Mr. Lee draws extensively on his Asian heritage (a mix of many cultures, he explained by phone, but mostly Cantonese) yet his cooking can’t be pigeon-holed. And although his menus are largely plant-forward, his meat dishes were the most memorable.
He’s obviously having a lot of fun with the à la carte dinner menu, for which the portions are huge and the flavours are wild.
Some menu items, such as the billionaire’s cabbage, with a charred, steak-like wedge served over a meaty “animal” ragu and a thick dusting of shaved truffled white cheddar, are successful.
Others, such as the greasy turnip baconator, with its bitter aftertaste, oily residue and “glowing” orange cheddar, not so much. This latter dish felt like a junk-food version of the former and could probably be eliminated.
But the BBQ lion’s mane mushrooms, rehydrated and sautéed to order in a buttery Chinese master oil (fortified and richened over time, like a master stock, from a base of fried shallots and onions) was absolutely delightful. The sweet flavours were anchored with cumin and brightened with fresh dill. The spongy texture of the mushrooms was balanced with the al dente toothiness of brunoised carrots. And the presentation, topped with plate-sized, puffed-rice, cracker-like cap, was an elegant play on the fungus theme. To me, it tasted like mapo tofu through the lens of a French chef.
Mr. Lee’s dry-aged half chicken was the pièce de résistance. Mr. Lee’s variation on a Peking duck is brined, cold-smoked and dried in the fridge for at least four days to safely add a slight whiff of umami funk. I assumed he cooked it in a Rational oven because the dark-mahogany skin had such crispy crackle, but was shocked to discover that it was actually painstakingly pan-roasted because his oven was on the blink.
If you are going to try this restaurant, I would strongly recommend the weekly changing dinner roulette tasting menu. The dishes, mostly adapted from the à la carte menu, are more refined. And at $50 for five courses, it’s one of the best deals in town.
Ours included quick-pickled kohlrabi, nicely selected so it wasn’t too watery, on a garlicky hummus with crispy chickpeas for a more satisfying mouth feel; smoky eggplant softened to plush silkiness on a complexly built parsley remoulade; blistered shishito peppers on a creamy horseradish raifort sauce with red sesame, briny nori and fresh herb oils; and a variation on the billionaire’s cabbage, which was more softly steamed, served with a sesame-and-ginger goma dressing and finished with house-made, barrel-aged soy.

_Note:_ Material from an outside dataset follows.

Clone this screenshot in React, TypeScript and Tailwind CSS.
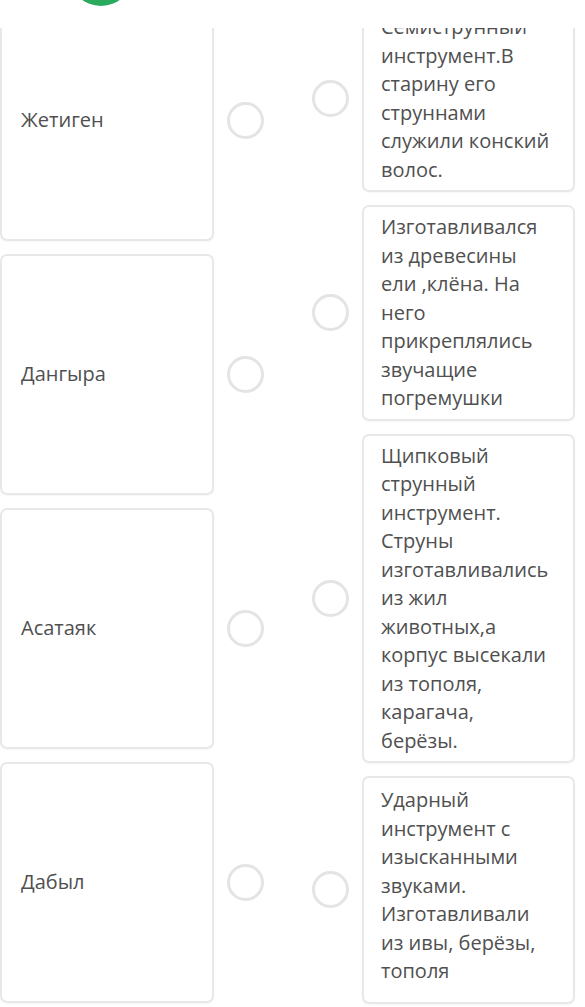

By the time the final course rolled around, I was thoroughly impressed by the effort, creativity and finesse that went into every dish, but my palate was tiring from an overabundance of sesame – more coincidence than design, Mr. Lee says. And I was madly craving meat.
Mr. Lee delivered and ended the night on a high note with a sensationally tender, massively portioned beef shank ssam that had been brined, aged, slowly cooked and roasted to order, with crisp radicchio leaves for wrapping and a medley of tasty pickles and smoked mustard.
All of this was accompanied by exceptionally warm service and a flight of elegant natural wines that was a total steal for $25.
Winston would be right at home on Main Street. But what a nice surprise it is to find it out-of-the-box in the more generally staid environs of North Vancouver. Mr. Lee is a chef to watch. My only worry is that he’s working so hard he might burn himself out before the slow but certain hipster migration across the Burrard Inlet catches up with him.